Un altro motivo di instabilità è che in Iran è sempre più evidente la divergenza tra Ayatollah che non vogliono rischiare l’implosione del regime con eccessi di aggressività diretta e milizie che, invece, vogliono perseguire la distruzione di Israele (in realtà come strumento per la tenuta di un regime che offre loro vantaggi, ma che è traballante sul piano del consenso interno). Quindi Israele ha motivi per non fidarsi del tutto delle garanzie di Biden e deve restare pronta a forzarle. Tuttavia, il segnale più importante viene da Giordania, Arabia, Emirati ed Egitto. Non vogliono che Israele esageri a Gaza perché le loro popolazioni potrebbero ribellarsi a regimi troppo tiepidi con Israele stessa, ma vogliono che l’Iran non diventi una potenza regionale capace di condizionarli. Tale situazione, qui molto semplificata, potrebbe portare Israele ad allearsi con alcuni clan palestinesi-sunniti di Gaza per l’azione anti Hamas, dando in cambio risorse ed immunità, e ad aumentare la pressione potenziale contro Hezbollah nel Libano meridionale nonché sulla Siria filo-iraniana, ma qui con attenzione molto selettiva perché zona di influenza russa.

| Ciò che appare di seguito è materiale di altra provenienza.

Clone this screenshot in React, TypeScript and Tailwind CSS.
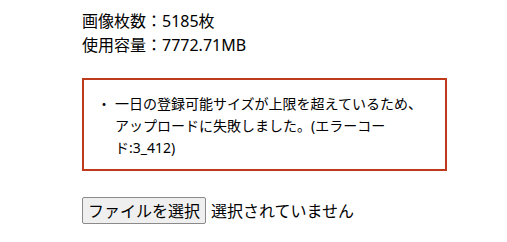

In attesa di capire come si muoverà lo scenario è però chiara la priorità dell’interesse italiano: eliminare la capacità degli Houthi yemeniti filoiraniani di minacciare il traffico via Mar Rosso/Suez tra Pacifico e Mediterraneo. Ciò implica che gli iraniani non diano più missili e droni agli Houthi basati su tecnologia cinese e russa, nonché nordcoreana. Cosa può fare Roma nell’anno in cui ha la presidenza del G7 per rendere viabile il Mar Rosso e ridurre il pericolo di minori traffici a danno di Grecia e porti italiani? Molti specialisti di settore dichiarano che il danno atteso non è così pesante. Ma i dati a me disponibili mostrano che se la minaccia Houthi/iraniana durasse ancora nei prossimi mesi all’imbocco del Mar Rosso (stretto di Bab el-Mandeb), tali danni sarebbero rilevanti per l’Italia. Da un lato, è comprensibile che il governo italiano debba muoversi con molta prudenza in un teatro complesso – se l’Iran bloccasse lo stretto di Hormuz, Arabia, Emirati, Kuwait e Qatar avrebbero grossi problemi - e lo sta facendo bene. Dall’altro, ha motivi per spingere alleati (il gruppo G7 più Australia, Corea del Sud, India ed altri del Pacifico) e co-interessati (Egitto e Arabia in particolare) tra cui una Israele tornata potenza razionale per trovare soluzioni.